* Set exercise *
Using the listing below, extract each line that has the word "screenshot" in it.

"""

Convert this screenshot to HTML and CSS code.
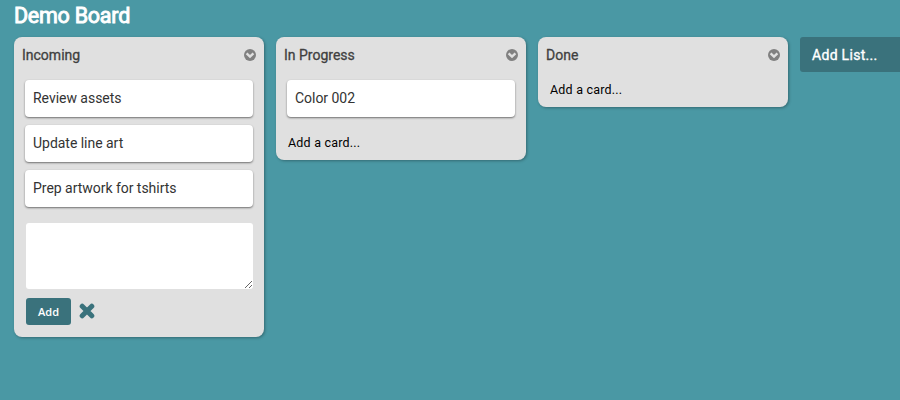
FILE: index.html
```html
<!DOCTYPE html>
<html lang="en">
<head>
<meta charset="utf-8">
<title>Demo Board</title>
<link rel="stylesheet" href="styles.css">
</head>
<body>
<svg width="0" height="0" class="defs">
  <symbol id="chevron" viewBox="0 0 12 12"><circle cx="6" cy="6" r="6" fill="#808080"/><path d="M2.6 4.4 6 7.6l3.4-3.2" fill="none" stroke="#e0e0e0" stroke-width="2.4"/></symbol>
</svg>
<h1 class="board-title"><span>Demo Board</span></h1>
<main class="board">
  <section class="list">
    <header class="list-header"><h2><span>Incoming</span></h2><svg class="menu"><use href="#chevron"/></svg></header>
    <div class="cards">
      <article class="card"><span>Review assets</span></article>
      <article class="card"><span>Update line art</span></article>
      <article class="card"><span>Prep artwork for tshirts</span></article>
    </div>
    <form class="composer">
      <textarea aria-label="Card text"></textarea>
      <div class="actions">
        <button type="button" class="add">Add</button>
        <svg class="close" viewBox="0 0 16 16"><path d="M3.2 3.2 12.8 12.8M12.8 3.2 3.2 12.8"/></svg>
      </div>
    </form>
  </section>
  <section class="list">
    <header class="list-header"><h2><span>In Progress</span></h2><svg class="menu"><use href="#chevron"/></svg></header>
    <div class="cards">
      <article class="card"><span>Color 002</span></article>
    </div>
    <a class="add-card after-cards"><span>Add a card...</span></a>
  </section>
  <section class="list">
    <header class="list-header"><h2><span>Done</span></h2><svg class="menu"><use href="#chevron"/></svg></header>
    <a class="add-card"><span>Add a card...</span></a>
  </section>
  <a class="add-list"><span>Add List...</span></a>
</main>
</body>
</html>
```
FILE: styles.css
```css
* { box-sizing: border-box; }
body {
  margin: 0;
  height: 400px;
  overflow: hidden;
  background: #4a98a4;
  color: #333;
  font-family: Roboto, sans-serif;
}
.defs { display: none; }
.board-title {
  margin: 0;
  height: 37px;
  padding: 3px 0 0 14px;
  color: #fff;
  font-size: 21.5px;
  line-height: 26px;
  font-weight: 400;
  letter-spacing: -0.25px;
  -webkit-text-stroke: 0.9px #fff;
}
.board {
  display: flex;
  align-items: flex-start;
  gap: 12px;
  padding-left: 14px;
}
.list {
  flex: 0 0 250px;
  background: #e0e0e0;
  border-radius: 8px;
  box-shadow: 1px 1px 3px rgba(0, 0, 0, 0.3);
}
.list-header {
  display: flex;
  align-items: center;
  justify-content: space-between;
  height: 36px;
  padding: 0 8px;
}
.list-header h2 {
  margin: 0;
  color: #404040;
  font-size: 14px;
  line-height: 20px;
  font-weight: 400;
  -webkit-text-stroke: 0.3px #404040;
}
.menu { width: 12px; height: 12px; }
.cards {
  display: flex;
  flex-direction: column;
  gap: 8px;
  padding: 7px 11px 0;
}
.card {
  height: 37px;
  padding: 0 8px;
  background: #fff;
  border-radius: 4px;
  box-shadow: 0 1px 2px rgba(0, 0, 0, 0.5);
  font-size: 14px;
  line-height: 37px;
  letter-spacing: -0.03px;
}
.composer { padding: 16px 11px 12px 12px; }
textarea {
  display: block;
  width: 100%;
  height: 66px;
  margin: 0;
  border: 0;
  border-radius: 3px;
  background: #fff;
  resize: vertical;
}
.actions {
  display: flex;
  align-items: center;
  gap: 8px;
  margin-top: 9px;
}
.add {
  width: 45px;
  height: 27px;
  padding: 1px 0 0;
  border: 0;
  border-radius: 3px;
  background: #3a727c;
  color: #fff;
  font: 600 11px/26px "Open Sans", sans-serif;
}
.close {
  width: 16px;
  height: 16px;
  margin-bottom: 2px;
}
.close path {
  fill: none;
  stroke: #3a727c;
  stroke-width: 5;
  stroke-linecap: round;
}
.add-card {
  display: block;
  height: 34px;
  padding-left: 12px;
  color: #000;
  font-size: 12.5px;
  line-height: 34px;
  letter-spacing: 0.2px;
}
.after-cards { margin-top: 9px; }
.add-list {
  flex: 1;
  height: 35px;
  padding-left: 12px;
  border-radius: 3px 0 0 3px;
  background: #3a727c;
  color: #fff;
  font-size: 14px;
  line-height: 36px;
  letter-spacing: 0.3px;
  -webkit-text-stroke: 0.35px #fff;
}
```
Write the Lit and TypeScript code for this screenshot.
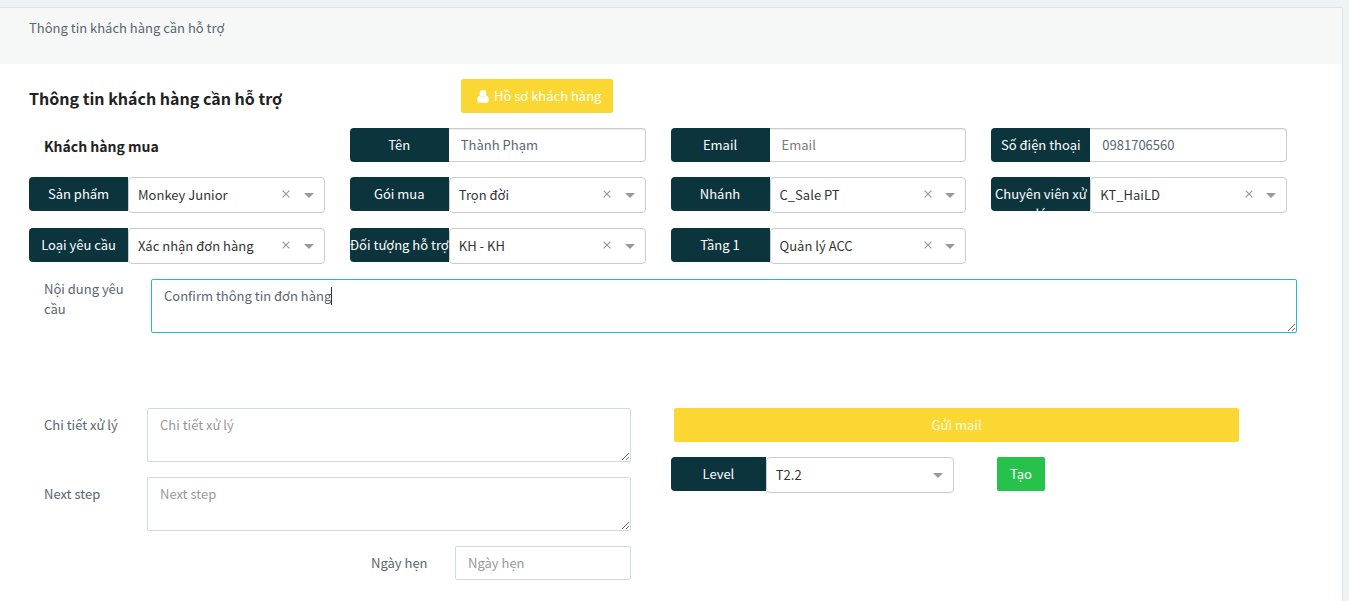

"""

* Correct answer *
Convert this screenshot to HTML and CSS code.
Write the Lit and TypeScript code for this screenshot.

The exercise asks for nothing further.